There are a number of practices recommended by therapists to improve your relationship, all good. A few include making time to talk with your partner (and truly listening when you do), conveying appreciation and affection, managing conflict well, sharing rituals you both have come to expect and look forward to, supporting each other’s hopes and dreams, and having each other’s backs–loyalty. But one practice that goes unheralded, especially in American culture, is touch.
Sonja Lyubomirsky presents research that backs this idea up in her book The Myths of Happiness. Unfortunately we automatically link the notion of touch with the expectation that it must be sexual in nature. Research says that touch has a far greater impact on us than mere sexual satisfaction. And often incorporating small gestures of touch into our relationships can save mediocre relationships, you know, the ones where you feel you are existing as just roommates.
When we lack touch as infants, the results can be dire, often resulting in severe mental health conditions. Since touch is the newborn’s most developed sense, the healthy development of attachment, trust, and security is key in future intimate relationships for an individual. This has been extensively studied in orphan populations. Astonishingly, Lyubomirsky reports that even baby spiderlings are more likely to explore a new and strange environment if the mother spider has touched them relatively more!
Touch Is The Prescription
Touch is the prescription for a lukewarm relationship. It can rekindle feelings of kindness and remind you of the passion that may have dwindled over time. Even light stroking of your partner can reduce the tension caused by high emotions during conflict. And scientists are able to predict which couples are more likely to stay together or get divorced based on observing gestures and non-verbal communication between them.
Try This Experiment
Try this experiment and see if it rekindles a bit of tenderness with your partner. Over the next three weeks, gradually increase your touch interactions with each other. During the first week, simply brush lightly by your partner, perhaps giving a gentle pat on the behind or back while you are in the kitchen. Week two, make it a point to sit close enough to touch once in awhile. You don’t have to be annoying about it, and it can be across as well as beside one another. And in week three, don’t part without giving each other a kiss. Relationship expert John Gottman suggests a six-second kiss if you want to feel like you’ve been kissed!

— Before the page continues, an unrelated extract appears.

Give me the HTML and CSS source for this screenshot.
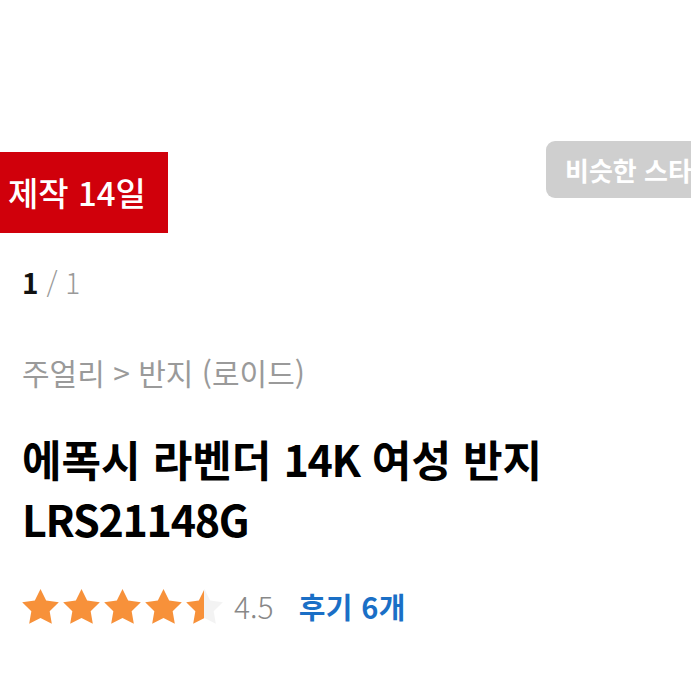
FILE: index.html
```html
<!DOCTYPE html>
<html lang="ko">
<head>
    <meta charset="UTF-8">
    <meta name="viewport" content="width=device-width, initial-scale=1.0">
    <title>에폭시 라벤더 14K 여성 반지</title>
    <link rel="stylesheet" href="styles.css">
</head>
<body>
    <div class="photo-area"></div>

    <div class="badge-row">
        <div class="made-badge">제작 14일</div>
        <button class="similar-btn">비슷한 스타일</button>
    </div>

    <div class="info">
        <div class="pager"><b>1</b> <span>/ 1</span></div>

        <div class="crumbs">주얼리 &gt; 반지 (로이드)</div>

        <h1 class="title">에폭시 라벤더 <span class="code">14K</span> 여성 반지<br><span class="code">LRS21148G</span></h1>

        <div class="rating">
            <div class="stars">
                <svg class="star" viewBox="2 2 20 19.1"><path d="M12 2l3.09 6.26L22 9.27l-5 4.87 1.18 6.88L12 17.77l-6.18 3.25L7 14.14 2 9.27l6.91-1.01L12 2z"/></svg>
                <svg class="star" viewBox="2 2 20 19.1"><path d="M12 2l3.09 6.26L22 9.27l-5 4.87 1.18 6.88L12 17.77l-6.18 3.25L7 14.14 2 9.27l6.91-1.01L12 2z"/></svg>
                <svg class="star" viewBox="2 2 20 19.1"><path d="M12 2l3.09 6.26L22 9.27l-5 4.87 1.18 6.88L12 17.77l-6.18 3.25L7 14.14 2 9.27l6.91-1.01L12 2z"/></svg>
                <svg class="star" viewBox="2 2 20 19.1"><path d="M12 2l3.09 6.26L22 9.27l-5 4.87 1.18 6.88L12 17.77l-6.18 3.25L7 14.14 2 9.27l6.91-1.01L12 2z"/></svg>
                <svg class="star" viewBox="2 2 20 19.1">
                    <defs>
                        <linearGradient id="half">
                            <stop offset="50%" stop-color="#f7913a"/>
                            <stop offset="50%" stop-color="#f3f3f3"/>
                        </linearGradient>
                    </defs>
                    <path fill="url(#half)" d="M12 2l3.09 6.26L22 9.27l-5 4.87 1.18 6.88L12 17.77l-6.18 3.25L7 14.14 2 9.27l6.91-1.01L12 2z"/>
                </svg>
            </div>
            <span class="score">4.5</span>
            <a class="reviews" href="#">후기 6개</a>
        </div>
    </div>
</body>
</html>
```

FILE: styles.css
```css
body {
    margin: 0;
    background-color: #fff;
    font-family: "Noto Sans CJK KR", sans-serif;
    color: #000;
    overflow: hidden;
}
.photo-area {
    height: 141px;
}
.badge-row {
    display: flex;
    align-items: flex-start;
}
.made-badge {
    margin-top: 11px;
    width: 168px;
    height: 81px;
    box-sizing: border-box;
    padding-left: 8px;
    background-color: #d0000b;
    color: #fff;
    font-size: 33px;
    font-weight: 500;
    line-height: 80px;
    white-space: nowrap;
}
.similar-btn {
    margin-left: auto;
    margin-right: -60px;
    width: 205px;
    height: 57px;
    flex-shrink: 0;
    border: none;
    border-radius: 9px;
    background-color: #cfcfcf;
    color: #fff;
    font-family: inherit;
    font-size: 26px;
    font-weight: 700;
    text-align: left;
    padding: 0 0 0 19px;
    white-space: nowrap;
}
.info {
    padding: 0 22px;
}
.pager {
    margin-top: 31px;
    font-size: 28px;
    line-height: 36px;
}
.pager b {
    font-weight: 700;
    color: #111;
}
.pager span {
    color: #999;
    font-weight: 300;
}
.crumbs {
    margin-top: 51px;
    color: #9a9a9a;
    font-size: 30px;
    line-height: 42px;
}
.title {
    margin: 35px 0 0 0;
    font-size: 43px;
    font-weight: 700;
    line-height: 60px;
}
.title .code {
    letter-spacing: -1.3px;
}
.rating {
    display: flex;
    align-items: center;
    margin-top: 36px;
}
.stars {
    display: flex;
    gap: 4px;
}
.star {
    width: 37px;
    height: 35px;
    fill: #f7913a;
}
.score {
    margin-left: 11px;
    font-size: 30px;
    font-weight: 300;
    color: #888;
}
.reviews {
    margin-left: 25px;
    font-size: 29px;
    font-weight: 700;
    letter-spacing: 0.4px;
    color: #1a6fc6;
    text-decoration: none;
}
```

I would love to hear from anyone who tries this prescription to see if it lights up your relationship, even a little. If the comfort level for touch is low for either partner, just go slowly; don’t push it. Talk to your partner if necessary about the purpose behind your gestures. And best of luck to you in combatting the very real phenomenon of hedonic adaptation, discussed in last week’s post. This is one more way to stem the tide.